Return to office is a Total Rewards decision, not just a policy
When my LinkedIn post about returning to the office took off and crossed fifteen thousand impressions, the comments all pointed to one truth:
Most employees are not anti-work. They are tired of paying the price for decisions that ignore their time, their commute, and their lives outside the office.
Return to office is not just a workplace trend. It is a Total Rewards decision. If you treat it like a business decision instead of a pay and benefits decision, your employees will feel the gap immediately.
In this post, I want to break down why return to office feels like a pay cut for so many employees, and how small employers can design commute conscious Total Rewards programs that actually work.
The reality: Returning to the Office (RTO) is happening in a very different environment
We are not going back to 2019. The landscape has changed.
Office occupancy has stabilized at a much lower level than before the pandemic. Many companies are still hybrid. At the same time, traffic is back, congestion is rising, and public transit patterns have shifted.
On top of that, more employers are tightening office mandates. Three or four days a week in office is becoming more common, even while employees say flexibility is the benefit they value most.
So when employers say “everyone back in three or four days” without adjusting anything else, employees are doing the math. And they do not like the answer.
Why return to office feels like a pay cut
From an employee’s perspective, an office mandate changes three core things: time cost, cash cost, and energy cost. When those costs go up and nothing else changes, RTO feels like a pay cut.
1. Time cost
Two extra office days can easily add four to six additional commute hours per week. That is half a workday of unpaid time, often pulled away from childcare, elder care, side income, or recovery time.
2. Cash cost
Gas, parking, public transit, tolls, eating lunch out, and work clothes all add up fast. For hourly and lower paid employees, the new commute cost can quietly wipe out a raise.
3. Energy cost
Commutes, crowded trains, traffic, and the mental shift from home to office all drain capacity. If the office experience is not clearly more productive or more supportive, employees feel like they are spending more to get less.

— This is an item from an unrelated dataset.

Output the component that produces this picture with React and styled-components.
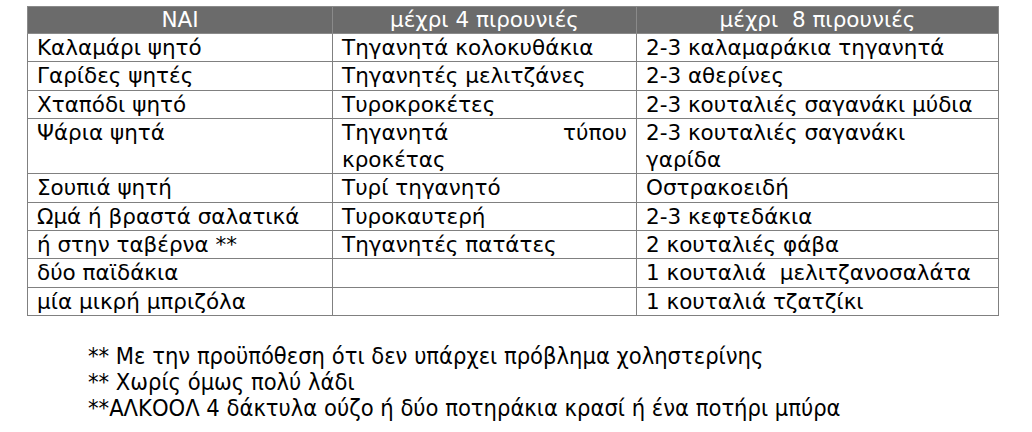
import React from 'react';
import styled, { createGlobalStyle } from 'styled-components';

const rows = [
  ['Καλαμάρι ψητό', 'Τηγανητά κολοκυθάκια', '2-3 καλαμαράκια τηγανητά'],
  ['Γαρίδες ψητές', 'Τηγανητές μελιτζάνες', '2-3 αθερίνες'],
  ['Χταπόδι ψητό', 'Τυροκροκέτες', '2-3 κουταλιές σαγανάκι μύδια'],
  ['Ψάρια ψητά', 'Τηγανητά τύπου κροκέτας', '2-3 κουταλιές σαγανάκι γαρίδα'],
  ['Σουπιά ψητή', 'Τυρί τηγανητό', 'Οστρακοειδή'],
  ['Ωμά ή βραστά σαλατικά', 'Τυροκαυτερή', '2-3 κεφτεδάκια'],
  ['ή στην ταβέρνα **', 'Τηγανητές πατάτες', '2 κουταλιές φάβα'],
  ['δύο παϊδάκια', '', '1 κουταλιά  μελιτζανοσαλάτα'],
  ['μία μικρή μπριζόλα', '', '1 κουταλιά τζατζίκι'],
];

const notes = [
  '** Με την προϋπόθεση ότι δεν υπάρχει πρόβλημα χοληστερίνης',
  '** Χωρίς όμως πολύ λάδι',
  '**ΑΛΚΟΟΛ 4 δάκτυλα ούζο ή δύο ποτηράκια κρασί ή ένα ποτήρι μπύρα',
];

const App = () => {
  return (
    <Page>
      <GlobalStyle />
      <Table>
        <colgroup>
          <col style={{ width: 305 }} />
          <col style={{ width: 304 }} />
          <col style={{ width: 362 }} />
        </colgroup>
        <thead>
          <tr>
            <HeadCell>NAI</HeadCell>
            <HeadCell>μέχρι 4 πιρουνιές</HeadCell>
            <HeadCell>μέχρι  8 πιρουνιές</HeadCell>
          </tr>
        </thead>
        <tbody>
          {rows.map((row, i) => (
            <tr key={i}>
              <Cell $right={5}>{row[0]}</Cell>
              <Cell $right={9} $justify={i === 3}>{row[1]}</Cell>
              <Cell $right={16}>{row[2]}</Cell>
            </tr>
          ))}
        </tbody>
      </Table>
      <Notes>
        {notes.map((n) => (
          <Note key={n}>{n}</Note>
        ))}
      </Notes>
    </Page>
  );
};

const GlobalStyle = createGlobalStyle`
  body {
    margin: 0;
    background: #ffffff;
  }
`;

const Page = styled.div`
  padding: 6px 0 0 27px;
  font-family: "DejaVu Sans", Verdana, sans-serif;
  color: #000;
`;

const Table = styled.table`
  border-collapse: collapse;
  table-layout: fixed;
  width: 971px;
`;

const HeadCell = styled.th`
  background: #6b6b6b;
  color: #ffffff;
  font-weight: normal;
  font-size: 21.5px;
  line-height: 26px;
  height: 26px;
  padding: 0;
  border: 1px solid #8a8a8a;
  text-align: center;
  white-space: pre;
`;

const Cell = styled.td`
  font-size: 21.5px;
  line-height: 27.3px;
  padding: 0 ${(p) => p.$right}px 0 9px;
  border: 1px solid #808080;
  vertical-align: top;
  white-space: pre-wrap;
  text-align: ${(p) => (p.$justify ? 'justify' : 'left')};
  text-align-last: left;
`;

const Notes = styled.div`
  padding: 27px 0 0 61px;
`;

const Note = styled.div`
  font-family: "DejaVu Sans Condensed", "DejaVu Sans", sans-serif;
  font-size: 23.5px;
  line-height: 26px;
`;

export default App;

Add those three pieces together and offer no adjustment in pay, benefits, or flexibility, and your RTO policy effectively operates like a pay cut. You may not see it in your payroll data. You will see it in your turnover, engagement, and the quality of the candidates willing to accept your offers.

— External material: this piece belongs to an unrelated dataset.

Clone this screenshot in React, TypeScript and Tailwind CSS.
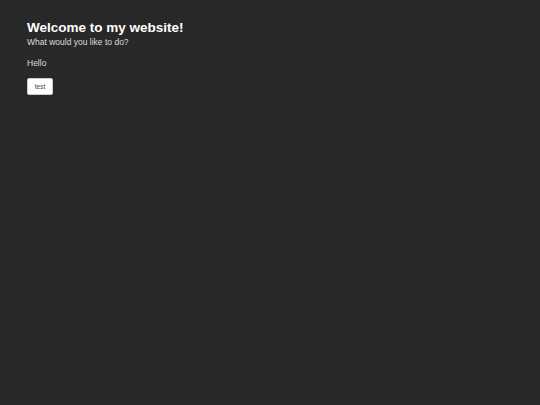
export default function App() {
  return (
    <div className="min-h-[405px] w-full bg-[#282828] px-[27px] pt-[20px] text-[#eeeeee] font-['Liberation_Sans',Arial,sans-serif]">
      <h1 className="text-[13.5px] font-bold leading-[15px] text-white">Welcome to my website!</h1>
      <p className="mt-[2px] text-[8.5px] leading-[10px] text-[#dddddd]">What would you like to do?</p>
      <p className="mt-[11px] text-[8.5px] leading-[10px] text-[#dddddd]">Hello</p>
      <button className="mt-[10px] h-[17px] w-[26px] rounded-[2px] border border-[#cccccc] bg-white text-[6.5px] text-[#444444]">
        test
      </button>
    </div>
  );
}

Five moves to make this quarter
If you are unsure where to start, here is a simple roadmap.
1. Quantify the commute
Ask employees how long their commute is, what it costs, and how many days they are currently in. You do not need exact receipts. You need a realistic picture of the burden your policy creates.
2. Clarify your office “why”
Here's a big one...If you cannot clearly articulate the business value of being in person, employees will assume the value is only for you, not for them. Tighten the story. Is it collaboration, training, customer work, culture building, or something else?

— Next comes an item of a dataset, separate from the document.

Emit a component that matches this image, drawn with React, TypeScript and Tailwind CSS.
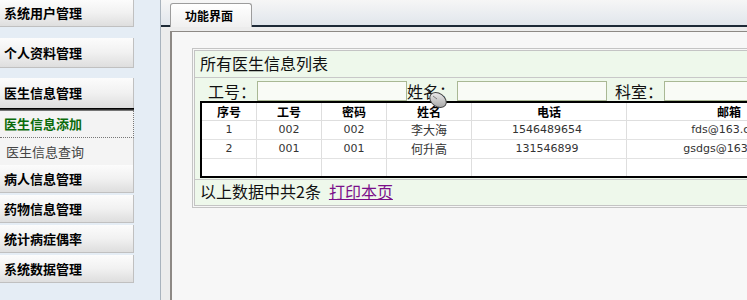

3. Align your pay philosophy with your location stance
If you expect in person presence, make sure your pay ranges and internal equity reflect that expectation, especially for lower paid roles and frontline teams.
4. Add at least one commute conscious benefit
Start small if you need to. A commuter stipend, a parking partnership, or one dedicated “meeting free” remote day can go a long way in how employees experience your policy.
5. Communicate RTO as part of Total Rewards, not a stand alone rule
When you roll out RTO updates, frame them with the full picture. Connect the policy to pay, benefits, flexibility, development, and wellbeing, not just badge swipes.
The bottom line
Return to office will keep evolving. Traffic will keep changing. Employees will keep weighing your asks against the real cost of saying yes.
You cannot control the highway, but you can control how your Total Rewards strategy responds to the world your employees are commuting through.
If you are a small employer trying to balance budget, equity, and retention, this is exactly where a thoughtful Total Rewards strategy pays off. My work at The Avoir Company focuses on helping small businesses design competitive, equitable, and scalable compensation and benefits programs that match the realities of today’s workforce.
Your RTO stance sends a loud message about what and who you value. Make sure the message matches the kind of team you are trying to keep.